A political tug-of-war ensued in Council chambers on Tuesday night as Sinn Fein and DUP went head-to-head on a number of issues.
Last month Sinn Fein brought forward a motion to fly the rainbow flag from Council buildings to officially mark Pride Day on August 4.
Despite winning a narrow majority on the night, the decision was ‘called-in’ by the DUP who sought legal advice on the matter.
Sinn Féin councillor Darren McNally, who brought the original motion forward, said the DUP call-in was devoid of merit and nothing more that “a time-wasting exercise”.
“At last night’s meeting of the full council legal advice was given to members on the flying of the Rainbow flag,” he explained.
“The legal advice demonstrates clearly that the call-in was devoid of merit, a time-wasting exercise by the DUP.
“Flying the Rainbow flag had the potential to hurt, damage and offend no one. It was not contrary to current policies. Flying it would have had no adverse impact on other communities.
“The DUP’s sole intention in enacting this call-in was to block the flying of the Rainbow flag.
“This offensive stunt owed everything to the DUP’s continued denial of rights to our LGBT community and symptomatic of its denial of language rights, marriage rights, women’s rights and the rights of victims of the conflict, rights enjoyed by citizens in council areas right across these islands.
“In calling the motion in the DUP rolled us back from a progressive step. They denied our LGBTQ+ citizens a gesture of support and solidarity.
“We will be bringing forward a motion to ensure the Pride Flag flies proudly from our civic buildings next year.”
However, the DUP’s group leader Mark Baxter said his party’s position is totally vindicated.
“The legal advice was abundantly clear that procedure hadn’t been followed and no equality impact assessment could be carried out in terms of flying a flag other than the national flag from official council flag poles,” said councillor Baxter.
He added: “This was no fault of officers in Council but rather the political stunt from Sinn Fein in bringing such an ill-prepared motion to the floor with virtually no notice, a point which also emphasised in the legal advice.

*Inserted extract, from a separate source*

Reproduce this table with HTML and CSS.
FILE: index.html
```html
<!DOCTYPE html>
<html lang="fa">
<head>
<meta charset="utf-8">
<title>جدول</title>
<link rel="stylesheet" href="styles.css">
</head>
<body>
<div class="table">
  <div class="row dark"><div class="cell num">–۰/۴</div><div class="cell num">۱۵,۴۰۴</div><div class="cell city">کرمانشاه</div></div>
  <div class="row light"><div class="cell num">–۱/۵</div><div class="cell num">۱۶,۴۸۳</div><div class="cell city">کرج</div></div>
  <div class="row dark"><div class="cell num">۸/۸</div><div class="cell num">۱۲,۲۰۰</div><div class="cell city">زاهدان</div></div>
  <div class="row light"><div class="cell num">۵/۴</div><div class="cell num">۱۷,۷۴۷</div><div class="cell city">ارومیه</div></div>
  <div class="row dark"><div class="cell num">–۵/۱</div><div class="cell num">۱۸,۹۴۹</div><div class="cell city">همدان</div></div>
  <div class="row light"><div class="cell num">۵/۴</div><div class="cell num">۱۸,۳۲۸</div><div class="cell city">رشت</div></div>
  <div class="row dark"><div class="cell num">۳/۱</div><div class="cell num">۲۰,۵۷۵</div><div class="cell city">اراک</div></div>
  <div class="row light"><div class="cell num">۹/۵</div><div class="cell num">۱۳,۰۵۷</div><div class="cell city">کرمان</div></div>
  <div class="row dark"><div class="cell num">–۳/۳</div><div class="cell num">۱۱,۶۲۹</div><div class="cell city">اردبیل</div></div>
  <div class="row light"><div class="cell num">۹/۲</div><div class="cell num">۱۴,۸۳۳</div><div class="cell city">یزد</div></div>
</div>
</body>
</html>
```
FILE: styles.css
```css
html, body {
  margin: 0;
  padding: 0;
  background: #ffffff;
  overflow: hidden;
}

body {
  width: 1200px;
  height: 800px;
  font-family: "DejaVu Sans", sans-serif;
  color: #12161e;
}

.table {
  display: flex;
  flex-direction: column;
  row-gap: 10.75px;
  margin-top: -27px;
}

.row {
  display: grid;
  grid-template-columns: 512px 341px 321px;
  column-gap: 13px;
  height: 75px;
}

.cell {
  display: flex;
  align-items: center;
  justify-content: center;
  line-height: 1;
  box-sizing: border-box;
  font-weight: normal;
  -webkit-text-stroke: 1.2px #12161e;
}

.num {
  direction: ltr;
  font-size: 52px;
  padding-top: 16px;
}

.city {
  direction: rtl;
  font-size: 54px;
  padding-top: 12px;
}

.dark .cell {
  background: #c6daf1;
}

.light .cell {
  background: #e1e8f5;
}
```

“Councillor Mackle even suggested that next time we are in this position that we use a different QC because he wasn’t happy with the advice
“Simply, as we stated quite clearly from the outset, due process was not followed and frankly councillor Mackle would be better served urging his party to end their boycott of Stormont and dealing with real issues instead of using minority groups in some vain attempt to garner votes.
“In addition councillor Mackle should reflect on his aggressive behaviour last night when the legal advice was presented; to shout across the chamber using abusive language directed at our party is not befitting of an elected representative.”